The country needs a lead agency that will oversee the water sector, particularly its overall planning, programming, and policy formulation.

This was one of the key points raised by Elvira de Leon, Local Water Utilities Administration Division Manager for Corporate Planning, during a webinar recently organized by the Philippine Institute for Development Studies (PIDS).

De Leon, a discussant at the webinar, mentioned this after a PIDS study titled “The Philippine Local Government Water Sector” showed the country’s water sector in a fragmented state “primarily due to ambiguous and overlapping institutional mandates”. The study was presented by authors PIDS Research Fellow Charlotte Justine Diokno-Sicat and University of the Philippines Assistant Professor Lawrence Velasco in the same webinar.

“[The] identified weaknesses in institutional mandates both cause and exacerbate the absence of consistently and regularly reported data which pose challenges [to] monitoring and [evaluating] water service providers as basis for sector reforms,” the authors explained. They pointed out that at present, there is “no single water-related planning agency that keeps track of [the sector’s] progress and investment”.

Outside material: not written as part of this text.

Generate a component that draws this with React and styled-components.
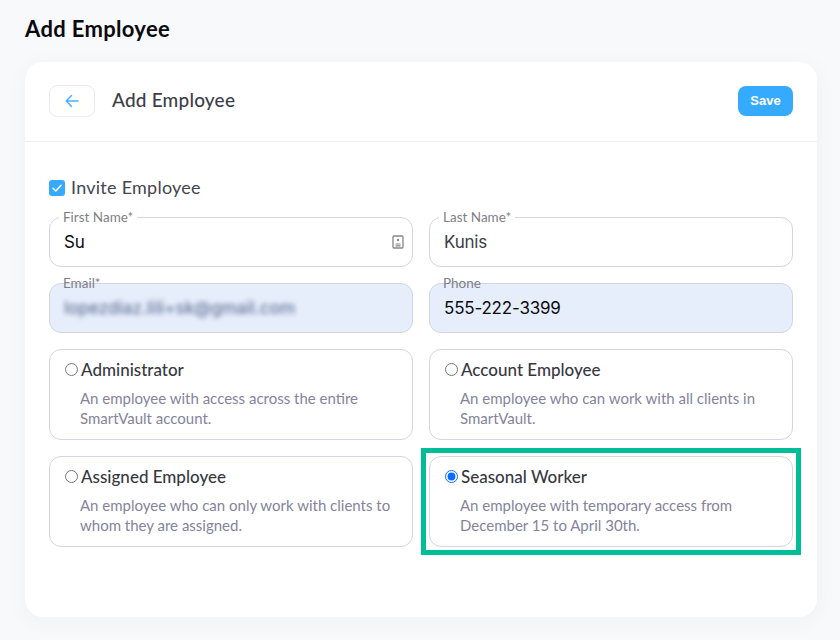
import React from "react";
import styled, { createGlobalStyle } from "styled-components";

const Global = createGlobalStyle`
  html, body { margin: 0; padding: 0; height: 640px; overflow: hidden; background: #f8f9fb; }
  * { box-sizing: border-box; }
  body { font-family: Lato, "Noto Sans", sans-serif; }
`;
const Page = styled.div`
  width: 840px; height: 640px; padding: 15px 23px 23px 25px;
  display: flex; flex-direction: column;
`;
const PageTitle = styled.h1`
  margin: 0 0 19px; height: 28px; line-height: 28px;
  font-size: 22px; font-weight: 700; color: #0a0a0f; letter-spacing: 0.33px;
`;
const Card = styled.main`
  flex: 1; background: #fff; border-radius: 18px;
  box-shadow: 0 4px 24px rgba(40, 50, 80, 0.04);
`;
const Header = styled.header`
  height: 80px; padding: 0 24px 2px; border-bottom: 1px solid #eceef2;
  display: flex; align-items: center;
`;
const BackButton = styled.button`
  width: 46px; height: 32px; border: 1px solid #e8ebf2; border-radius: 8px;
  background: #fff; padding: 0; margin-right: 17px;
  display: flex; align-items: center; justify-content: center;
`;
const HeaderTitle = styled.h2`
  margin: 0 0 2px; flex: 1; font-size: 19px; font-weight: 500; color: #3e3e48; letter-spacing: 0.2px;
`;
const SaveButton = styled.button`
  width: 55px; height: 30px; border: 0; border-radius: 8px; background: #36aaff;
  color: #fff; font-family: "Liberation Sans", Arial, sans-serif; font-size: 13px; font-weight: 700;
  padding: 0;
`;
const Body = styled.div`
  padding: 38px 24px 0;
  display: flex; flex-direction: column;
`;
const InviteRow = styled.label`
  display: flex; align-items: center; gap: 6px; height: 16px; margin-bottom: 15px;
  font-size: 18px; color: #45454f; letter-spacing: 0.25px;
`;
const InviteText = styled.span`
  margin-bottom: 3px;
`;
const CheckBox = styled.span`
  width: 16px; height: 16px; border-radius: 3px; background: #36aaff;
  display: flex; align-items: center; justify-content: center;
`;
const Grid = styled.div`
  display: grid; grid-template-columns: 364px 364px; column-gap: 16px;
`;
const Field = styled.fieldset`
  position: relative; margin: 0 0 ${p => (p.$filled ? "16px" : "10px")}; padding: 0; height: 56px; min-width: 0;
  border: 0;
  &::before {
    content: ""; position: absolute; inset: 6px 0 0; border: 1px solid #d3d6e2; border-radius: 12px;
    background: ${p => (p.$filled ? "#e7eefb" : "#fff")};
  }
`;
const Legend = styled.span`
  position: absolute; left: 10px; top: 0; z-index: 1; padding: 0 4px; height: 14px; line-height: 13px;
  font-size: 13.5px; color: #7f7f88; background: #fff;
  ${p => p.$filled && "background: linear-gradient(to bottom, #fff 6px, transparent 6px);"}
`;
const Value = styled.input`
  position: absolute; left: 15px; top: 6px; width: 320px; height: 50px; z-index: 1; padding: 0;
  border: 0; outline: 0; background: transparent;
  font-family: Inter, sans-serif; font-size: 17px; letter-spacing: -0.2px;
  color: ${p => p.$dark ? "#0b0b10" : "#3d3d47"};
  ${p => p.$blur && "filter: blur(2.4px); color: #5f7396; font-weight: 500; letter-spacing: 0;"}
`;
const FieldIcon = styled.svg`
  position: absolute; right: 9px; top: 24px; z-index: 1;
`;
const Role = styled.label`
  position: relative; height: 91px; margin-bottom: 16px; padding: 10px 20px 0 15px;
  border: 1px solid #d3d6e2; border-radius: 12px; background: #fff; display: block;
  ${p => p.$highlight && `
    &::after {
      content: ""; position: absolute; left: -9px; right: -9px; top: -9px; bottom: -9px;
      border: 5px solid #00bd97; pointer-events: none;
    }
  `}
`;
const RoleHead = styled.div`
  display: flex; align-items: center; gap: 3px; height: 18px;
  font-size: 17px; font-weight: 500; color: #38383f;
`;
const Radio = styled.input`
  width: 13px; height: 13px; margin: 0; accent-color: #0a6cff; flex: none;
`;
const RoleText = styled.p`
  margin: 10px 0 0 15px; font-size: 15px; line-height: 20px; color: #84849a;
`;

const roles = [
  ["Administrator", "An employee with access across the entire", "SmartVault account."],
  ["Account Employee", "An employee who can work with all clients in", "SmartVault."],
  ["Assigned Employee", "An employee who can only work with clients to", "whom they are assigned."],
  ["Seasonal Worker", "An employee with temporary access from", "December 15 to April 30th."],
];

export default function App() {
  return (
    <Page>
      <Global />
      <PageTitle>Add Employee</PageTitle>
      <Card>
        <Header>
          <BackButton aria-label="Back">
            <svg width="16" height="16" viewBox="0 0 16 16" fill="none" stroke="#4bb0ff" strokeWidth="1.5" strokeLinecap="round" strokeLinejoin="round">
              <path d="M14 8H2.5M7.5 2.5 2.2 8l5.3 5.5" />
            </svg>
          </BackButton>
          <HeaderTitle>Add Employee</HeaderTitle>
          <SaveButton>Save</SaveButton>
        </Header>
        <Body>
          <InviteRow>
            <CheckBox>
              <svg width="12" height="12" viewBox="0 0 12 12" fill="none" stroke="#fff" strokeWidth="1.5" strokeLinecap="round" strokeLinejoin="round">
                <path d="M2 6.3 4.8 9 10 3.2" />
              </svg>
            </CheckBox>
            <InviteText>Invite Employee</InviteText>
          </InviteRow>
          <Grid>
            <Field>
              <Legend>First Name*</Legend>
              <Value readOnly value="Su" $dark />
              <FieldIcon width="12" height="14" viewBox="0 0 12 14" fill="none">
                <rect x="1" y="1" width="10" height="12" rx="1" stroke="#85858c" strokeWidth="1.3" />
                <circle cx="6" cy="5" r="1.2" fill="#85858c" />
                <path d="M3.5 9h5M3.5 10.8h5" stroke="#85858c" strokeWidth="1.2" />
              </FieldIcon>
            </Field>
            <Field>
              <Legend>Last Name*</Legend>
              <Value readOnly value="Kunis" />
            </Field>
            <Field $filled>
              <Legend $filled>Email*</Legend>
              <Value readOnly value="lopezdiaz.lili+sk@gmail.com" $blur />
            </Field>
            <Field $filled>
              <Legend $filled>Phone</Legend>
              <Value readOnly value="555-222-3399" $dark />
            </Field>
            {roles.map(([name, a, b], i) => (
              <Role key={name} $highlight={i === 3}>
                <RoleHead>
                  <Radio type="radio" name="role" defaultChecked={i === 3} />
                  {name}
                </RoleHead>
                <RoleText>{a}<br />{b}</RoleText>
              </Role>
            ))}
          </Grid>
        </Body>
      </Card>
    </Page>
  );
}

The lack of impact assessments on the country’s water service provision has resulted in fragmented policies, programs, and interventions, they said.

However, Sicat clarified that they are “not proposing or pushing for any particular central coordinating body”.

She said that keeping track of the water sector's targets, investments, and funding needs could be done through a “strengthened mandate of existing water bodies or creation of a committee”.

Meanwhile, de Leon noted that “if the current set-up in the water supply sector remains, the risk of not attaining the 2030 targets is very high.” The Sustainable Development Goal 6’s target is “to ensure availability and sustainable management of water and sanitation for all”.

“There is a pressing need to legislate the bill that seeks to create an apex body that will oversee the overall planning, programming, policy formulation, and management of the water resources sector and a water regulatory body to address the sector’s fragmented, poorly enforced, and low coverage regulatory regime,” De Leon explained.

She mentioned that in November 2020, the House Committee on Appropriations approved the substitute bill that consolidated other bills seeking the creation of the Department of Water Resources (DWR). Under the bill, the DWR will be responsible for water resources planning, policy formulation, and management of the ownership, appropriation, utilization, exploitation, development, sustainability, and protection of water resources in the Philippines, except fisheries or aquaculture.